Data records:
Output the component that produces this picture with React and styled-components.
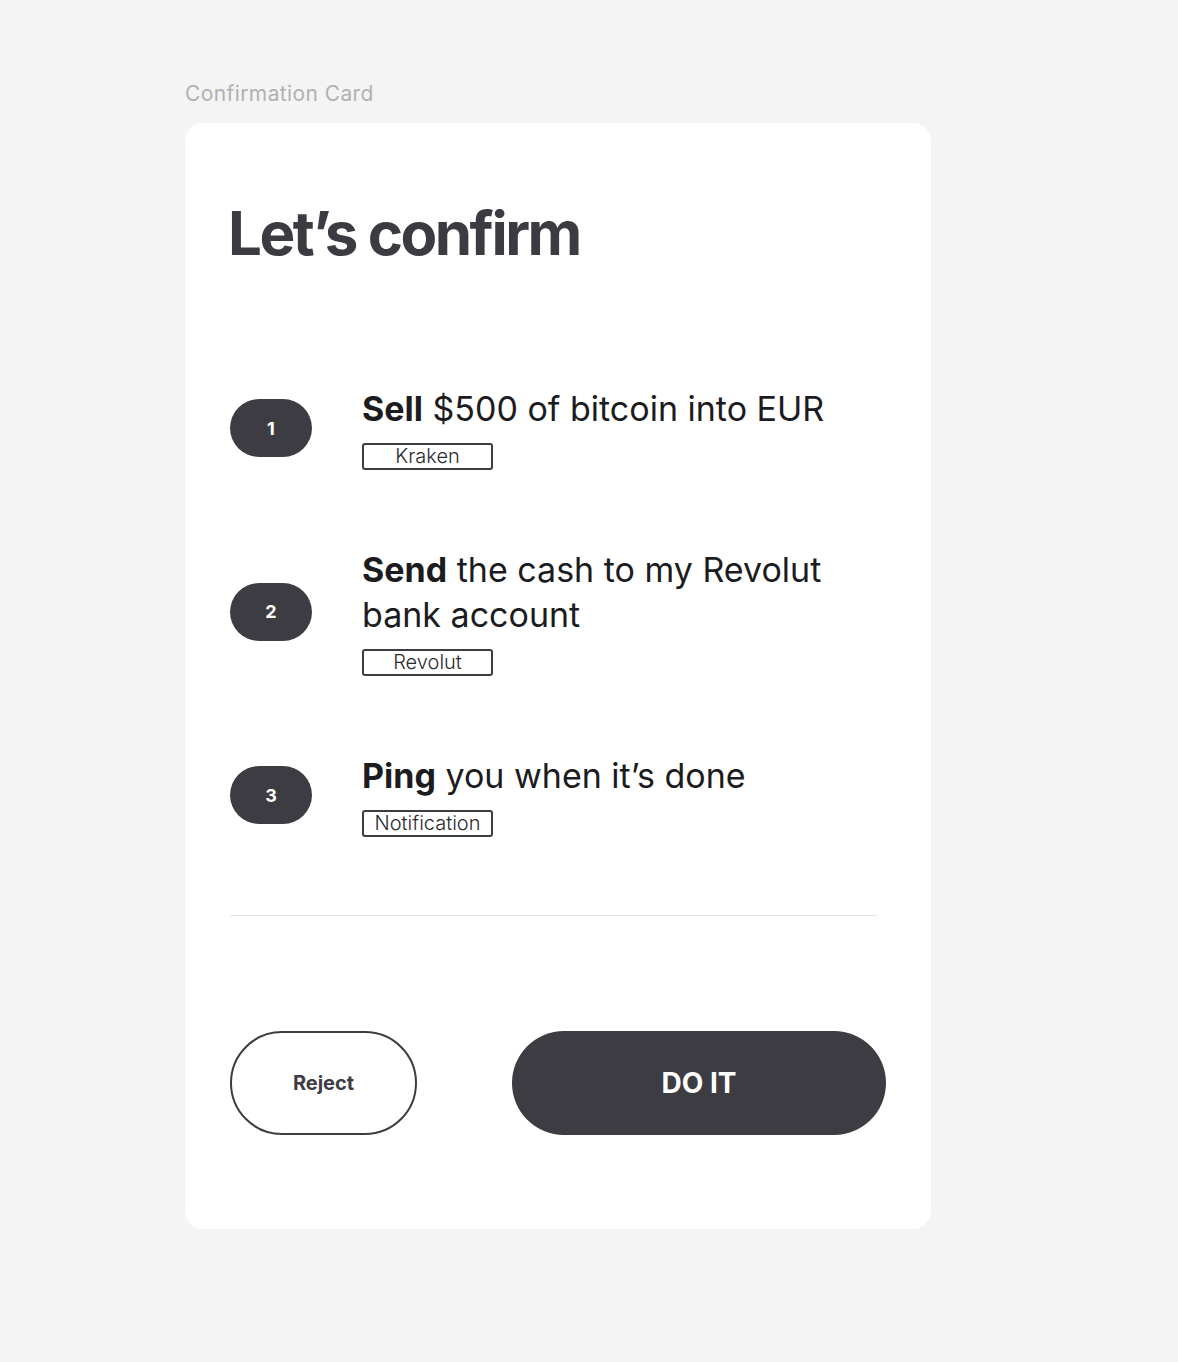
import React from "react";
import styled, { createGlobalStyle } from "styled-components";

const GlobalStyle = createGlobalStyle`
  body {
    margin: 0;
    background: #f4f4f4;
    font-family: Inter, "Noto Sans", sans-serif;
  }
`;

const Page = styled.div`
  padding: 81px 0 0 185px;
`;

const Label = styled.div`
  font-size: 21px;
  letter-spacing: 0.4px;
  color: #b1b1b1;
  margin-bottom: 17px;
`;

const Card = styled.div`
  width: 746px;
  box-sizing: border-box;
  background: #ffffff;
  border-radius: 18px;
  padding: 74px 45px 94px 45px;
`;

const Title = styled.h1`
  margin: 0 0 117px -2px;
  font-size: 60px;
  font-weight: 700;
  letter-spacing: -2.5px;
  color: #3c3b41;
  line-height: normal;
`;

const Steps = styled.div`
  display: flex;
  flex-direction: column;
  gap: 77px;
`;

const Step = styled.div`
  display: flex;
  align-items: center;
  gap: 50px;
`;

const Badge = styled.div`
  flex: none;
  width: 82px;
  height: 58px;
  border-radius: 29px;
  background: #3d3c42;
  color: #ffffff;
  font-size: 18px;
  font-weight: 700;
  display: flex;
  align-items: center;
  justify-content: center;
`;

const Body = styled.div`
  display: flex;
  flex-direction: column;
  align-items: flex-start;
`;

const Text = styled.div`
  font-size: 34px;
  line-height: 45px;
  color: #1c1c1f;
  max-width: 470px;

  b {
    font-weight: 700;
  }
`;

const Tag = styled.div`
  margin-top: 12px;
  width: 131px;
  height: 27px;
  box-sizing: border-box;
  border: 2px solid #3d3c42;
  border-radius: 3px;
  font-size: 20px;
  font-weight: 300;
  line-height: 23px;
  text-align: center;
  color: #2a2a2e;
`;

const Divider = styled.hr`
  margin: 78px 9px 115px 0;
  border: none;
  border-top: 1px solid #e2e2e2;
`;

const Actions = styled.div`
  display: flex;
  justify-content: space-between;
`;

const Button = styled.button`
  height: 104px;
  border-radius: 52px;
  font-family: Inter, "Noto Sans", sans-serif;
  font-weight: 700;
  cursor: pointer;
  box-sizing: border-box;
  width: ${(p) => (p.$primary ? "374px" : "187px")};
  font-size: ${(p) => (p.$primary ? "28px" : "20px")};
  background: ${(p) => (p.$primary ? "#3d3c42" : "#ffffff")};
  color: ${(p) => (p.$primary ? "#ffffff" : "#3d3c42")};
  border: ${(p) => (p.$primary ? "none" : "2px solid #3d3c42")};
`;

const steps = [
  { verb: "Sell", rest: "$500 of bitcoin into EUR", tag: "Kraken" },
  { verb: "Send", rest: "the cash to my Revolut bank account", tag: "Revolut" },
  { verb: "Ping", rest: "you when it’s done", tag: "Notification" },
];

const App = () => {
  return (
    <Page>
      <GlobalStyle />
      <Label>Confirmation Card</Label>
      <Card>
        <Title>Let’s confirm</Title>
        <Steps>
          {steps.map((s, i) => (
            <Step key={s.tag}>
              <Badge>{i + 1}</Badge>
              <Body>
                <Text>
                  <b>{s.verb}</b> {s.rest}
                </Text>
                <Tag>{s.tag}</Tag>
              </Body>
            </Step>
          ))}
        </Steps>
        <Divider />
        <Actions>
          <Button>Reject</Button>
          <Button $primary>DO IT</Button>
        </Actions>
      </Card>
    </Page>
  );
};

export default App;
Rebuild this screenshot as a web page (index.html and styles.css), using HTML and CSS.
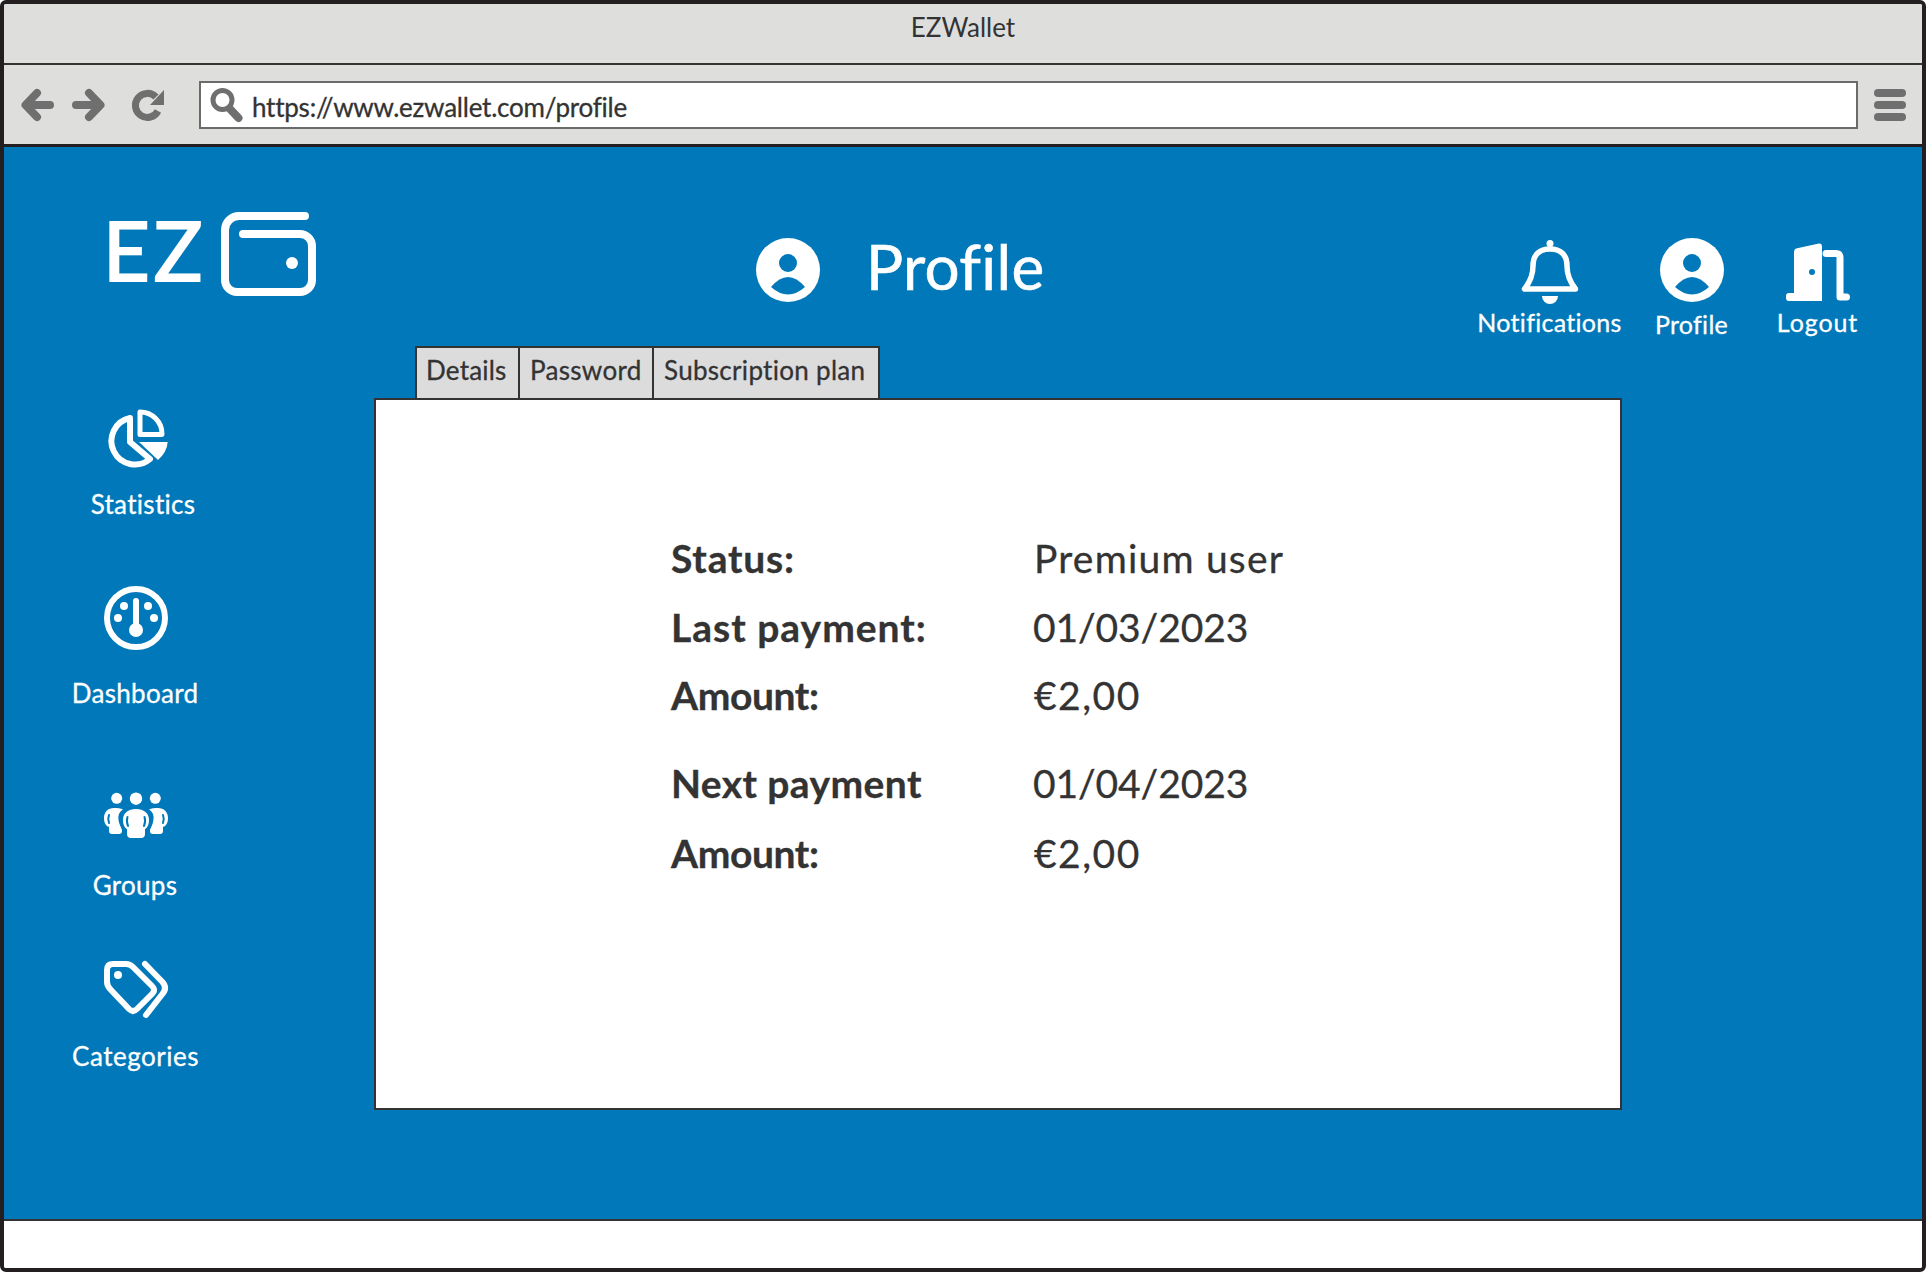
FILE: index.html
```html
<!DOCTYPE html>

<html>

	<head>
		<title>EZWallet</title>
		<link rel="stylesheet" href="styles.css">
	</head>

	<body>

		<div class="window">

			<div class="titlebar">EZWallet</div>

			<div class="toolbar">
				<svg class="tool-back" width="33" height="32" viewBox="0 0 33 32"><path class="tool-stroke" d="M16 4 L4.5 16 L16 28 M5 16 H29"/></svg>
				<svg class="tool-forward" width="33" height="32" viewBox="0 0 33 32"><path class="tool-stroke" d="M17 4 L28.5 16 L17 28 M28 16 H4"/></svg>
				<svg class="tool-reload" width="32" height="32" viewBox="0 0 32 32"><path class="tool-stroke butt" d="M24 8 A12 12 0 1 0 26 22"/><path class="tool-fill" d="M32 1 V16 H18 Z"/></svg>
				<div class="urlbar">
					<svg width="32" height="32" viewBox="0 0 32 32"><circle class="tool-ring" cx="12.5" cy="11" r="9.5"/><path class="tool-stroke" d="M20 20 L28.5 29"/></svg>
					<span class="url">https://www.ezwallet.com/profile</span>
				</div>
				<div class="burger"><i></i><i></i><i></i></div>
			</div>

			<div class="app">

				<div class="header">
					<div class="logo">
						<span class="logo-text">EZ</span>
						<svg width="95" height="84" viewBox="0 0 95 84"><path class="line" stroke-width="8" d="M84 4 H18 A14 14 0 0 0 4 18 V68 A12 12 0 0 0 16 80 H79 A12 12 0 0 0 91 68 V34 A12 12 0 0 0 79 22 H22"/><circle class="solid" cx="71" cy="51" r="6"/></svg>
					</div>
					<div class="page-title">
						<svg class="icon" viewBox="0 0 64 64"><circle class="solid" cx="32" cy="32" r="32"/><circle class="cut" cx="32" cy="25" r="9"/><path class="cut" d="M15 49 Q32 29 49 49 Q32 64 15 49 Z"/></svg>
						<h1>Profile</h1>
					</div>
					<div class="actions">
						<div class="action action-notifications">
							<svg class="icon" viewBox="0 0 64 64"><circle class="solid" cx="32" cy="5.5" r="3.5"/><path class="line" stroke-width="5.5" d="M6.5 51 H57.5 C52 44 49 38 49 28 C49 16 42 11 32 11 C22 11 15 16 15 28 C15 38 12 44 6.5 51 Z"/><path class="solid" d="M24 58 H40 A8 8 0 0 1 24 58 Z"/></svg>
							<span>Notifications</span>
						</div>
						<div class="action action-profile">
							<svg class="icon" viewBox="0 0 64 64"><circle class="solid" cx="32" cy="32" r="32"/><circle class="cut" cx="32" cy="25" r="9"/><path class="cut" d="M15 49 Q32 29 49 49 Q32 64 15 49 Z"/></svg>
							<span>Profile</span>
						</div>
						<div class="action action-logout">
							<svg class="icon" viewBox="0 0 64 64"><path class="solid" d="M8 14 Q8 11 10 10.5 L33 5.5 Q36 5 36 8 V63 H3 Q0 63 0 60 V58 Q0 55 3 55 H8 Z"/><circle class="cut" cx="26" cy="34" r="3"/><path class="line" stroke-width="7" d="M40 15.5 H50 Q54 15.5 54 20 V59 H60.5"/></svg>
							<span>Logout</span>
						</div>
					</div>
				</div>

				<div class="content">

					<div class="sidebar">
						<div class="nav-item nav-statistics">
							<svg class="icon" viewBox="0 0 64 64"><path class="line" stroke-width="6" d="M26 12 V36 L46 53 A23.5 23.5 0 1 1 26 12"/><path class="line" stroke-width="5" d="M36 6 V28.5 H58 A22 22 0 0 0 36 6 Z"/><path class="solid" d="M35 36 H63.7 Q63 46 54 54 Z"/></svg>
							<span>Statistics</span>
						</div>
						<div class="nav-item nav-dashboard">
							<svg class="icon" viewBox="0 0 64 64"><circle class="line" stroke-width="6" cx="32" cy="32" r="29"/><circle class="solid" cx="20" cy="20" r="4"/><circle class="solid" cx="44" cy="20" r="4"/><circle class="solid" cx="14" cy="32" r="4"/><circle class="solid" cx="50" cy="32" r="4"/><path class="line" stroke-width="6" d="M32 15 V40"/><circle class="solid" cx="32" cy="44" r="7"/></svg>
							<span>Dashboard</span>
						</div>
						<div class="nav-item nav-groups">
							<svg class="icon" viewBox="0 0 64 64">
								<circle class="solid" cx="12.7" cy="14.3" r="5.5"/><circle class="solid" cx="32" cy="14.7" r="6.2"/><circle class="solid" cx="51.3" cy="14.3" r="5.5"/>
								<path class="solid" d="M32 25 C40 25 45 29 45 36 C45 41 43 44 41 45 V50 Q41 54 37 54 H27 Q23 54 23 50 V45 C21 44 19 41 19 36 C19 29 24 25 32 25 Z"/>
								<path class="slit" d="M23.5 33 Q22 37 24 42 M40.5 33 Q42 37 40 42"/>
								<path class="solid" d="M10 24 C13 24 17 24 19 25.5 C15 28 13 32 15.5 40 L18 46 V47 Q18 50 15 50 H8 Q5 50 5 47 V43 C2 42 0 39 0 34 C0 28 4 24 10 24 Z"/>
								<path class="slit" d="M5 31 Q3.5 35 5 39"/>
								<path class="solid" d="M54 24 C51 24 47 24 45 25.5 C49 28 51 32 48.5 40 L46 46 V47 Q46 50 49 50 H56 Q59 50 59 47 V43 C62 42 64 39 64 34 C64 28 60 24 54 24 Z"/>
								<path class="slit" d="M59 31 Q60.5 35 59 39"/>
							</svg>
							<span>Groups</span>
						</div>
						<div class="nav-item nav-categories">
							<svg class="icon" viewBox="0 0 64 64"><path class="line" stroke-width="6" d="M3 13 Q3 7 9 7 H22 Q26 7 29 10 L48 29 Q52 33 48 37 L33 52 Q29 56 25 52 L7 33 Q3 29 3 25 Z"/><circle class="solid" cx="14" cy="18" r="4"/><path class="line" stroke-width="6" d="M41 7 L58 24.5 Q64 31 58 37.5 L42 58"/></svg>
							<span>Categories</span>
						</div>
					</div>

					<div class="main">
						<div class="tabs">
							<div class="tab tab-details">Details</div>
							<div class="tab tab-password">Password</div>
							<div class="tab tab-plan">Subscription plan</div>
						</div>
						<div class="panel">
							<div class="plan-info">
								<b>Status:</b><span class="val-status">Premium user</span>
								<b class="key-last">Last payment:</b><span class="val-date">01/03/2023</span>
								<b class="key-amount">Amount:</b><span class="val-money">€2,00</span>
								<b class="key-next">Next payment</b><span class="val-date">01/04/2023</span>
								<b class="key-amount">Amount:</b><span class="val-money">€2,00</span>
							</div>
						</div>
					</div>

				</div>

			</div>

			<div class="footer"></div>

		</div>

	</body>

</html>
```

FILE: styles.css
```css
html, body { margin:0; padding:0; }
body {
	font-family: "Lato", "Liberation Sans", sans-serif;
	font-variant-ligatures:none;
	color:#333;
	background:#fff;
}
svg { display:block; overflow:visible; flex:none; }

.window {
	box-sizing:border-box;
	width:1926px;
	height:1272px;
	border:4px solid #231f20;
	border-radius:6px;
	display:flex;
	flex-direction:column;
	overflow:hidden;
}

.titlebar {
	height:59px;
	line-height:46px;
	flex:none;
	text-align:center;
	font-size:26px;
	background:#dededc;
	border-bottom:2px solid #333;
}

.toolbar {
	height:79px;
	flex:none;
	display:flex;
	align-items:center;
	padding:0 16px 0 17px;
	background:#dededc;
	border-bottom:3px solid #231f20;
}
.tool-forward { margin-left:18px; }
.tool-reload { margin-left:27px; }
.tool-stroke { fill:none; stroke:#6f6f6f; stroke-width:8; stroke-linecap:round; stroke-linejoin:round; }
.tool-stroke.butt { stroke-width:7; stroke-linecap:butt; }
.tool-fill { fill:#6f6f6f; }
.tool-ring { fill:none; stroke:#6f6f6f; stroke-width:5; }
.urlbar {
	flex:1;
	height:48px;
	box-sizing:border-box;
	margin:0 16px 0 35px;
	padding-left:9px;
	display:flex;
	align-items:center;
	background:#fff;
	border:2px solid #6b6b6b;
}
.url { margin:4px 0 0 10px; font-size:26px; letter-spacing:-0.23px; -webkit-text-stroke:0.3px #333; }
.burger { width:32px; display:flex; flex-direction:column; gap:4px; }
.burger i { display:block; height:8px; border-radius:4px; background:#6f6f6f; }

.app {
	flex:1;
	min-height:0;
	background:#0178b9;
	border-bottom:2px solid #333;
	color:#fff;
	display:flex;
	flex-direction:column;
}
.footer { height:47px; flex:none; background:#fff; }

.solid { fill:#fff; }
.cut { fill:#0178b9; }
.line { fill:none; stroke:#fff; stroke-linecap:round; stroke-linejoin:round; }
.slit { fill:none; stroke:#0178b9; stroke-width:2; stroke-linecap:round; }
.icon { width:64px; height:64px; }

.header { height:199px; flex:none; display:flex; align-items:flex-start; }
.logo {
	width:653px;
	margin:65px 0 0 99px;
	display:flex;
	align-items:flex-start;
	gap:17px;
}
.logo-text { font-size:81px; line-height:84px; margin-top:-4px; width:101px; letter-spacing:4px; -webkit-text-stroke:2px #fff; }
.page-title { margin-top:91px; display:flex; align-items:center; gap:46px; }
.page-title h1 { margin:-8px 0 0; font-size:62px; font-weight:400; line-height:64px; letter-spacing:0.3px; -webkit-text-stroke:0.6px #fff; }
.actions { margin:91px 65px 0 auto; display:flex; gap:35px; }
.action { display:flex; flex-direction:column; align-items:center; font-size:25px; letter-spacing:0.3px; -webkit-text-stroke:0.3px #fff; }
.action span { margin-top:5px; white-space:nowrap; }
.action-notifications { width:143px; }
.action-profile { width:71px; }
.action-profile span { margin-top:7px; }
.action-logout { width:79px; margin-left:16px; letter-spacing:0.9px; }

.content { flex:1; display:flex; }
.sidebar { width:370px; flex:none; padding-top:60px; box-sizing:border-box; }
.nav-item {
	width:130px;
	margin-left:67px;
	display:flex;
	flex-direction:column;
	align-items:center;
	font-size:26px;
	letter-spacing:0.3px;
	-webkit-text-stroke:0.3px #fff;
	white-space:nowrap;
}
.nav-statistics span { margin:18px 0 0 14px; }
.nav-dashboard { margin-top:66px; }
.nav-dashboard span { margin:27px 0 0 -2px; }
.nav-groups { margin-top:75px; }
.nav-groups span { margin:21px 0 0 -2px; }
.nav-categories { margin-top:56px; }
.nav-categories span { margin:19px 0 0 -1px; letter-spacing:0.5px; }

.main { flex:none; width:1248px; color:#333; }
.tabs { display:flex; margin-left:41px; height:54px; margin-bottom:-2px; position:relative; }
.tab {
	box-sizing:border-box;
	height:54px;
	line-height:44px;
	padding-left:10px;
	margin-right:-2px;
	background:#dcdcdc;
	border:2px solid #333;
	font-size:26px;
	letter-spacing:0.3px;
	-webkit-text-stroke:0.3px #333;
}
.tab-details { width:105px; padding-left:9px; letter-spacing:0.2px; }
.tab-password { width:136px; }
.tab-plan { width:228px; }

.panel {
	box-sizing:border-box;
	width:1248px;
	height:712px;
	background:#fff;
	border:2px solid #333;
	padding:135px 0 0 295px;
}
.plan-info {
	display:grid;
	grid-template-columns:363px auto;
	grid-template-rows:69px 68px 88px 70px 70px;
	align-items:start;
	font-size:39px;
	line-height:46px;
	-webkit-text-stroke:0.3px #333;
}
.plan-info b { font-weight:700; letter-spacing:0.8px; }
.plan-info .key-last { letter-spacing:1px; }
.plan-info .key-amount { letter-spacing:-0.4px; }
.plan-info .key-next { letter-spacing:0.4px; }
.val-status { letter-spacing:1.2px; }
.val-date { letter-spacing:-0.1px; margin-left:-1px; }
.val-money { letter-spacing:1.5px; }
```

Objective: Look through the records above and report how many lines hold the word "React", giving only the number.

Correct response: 2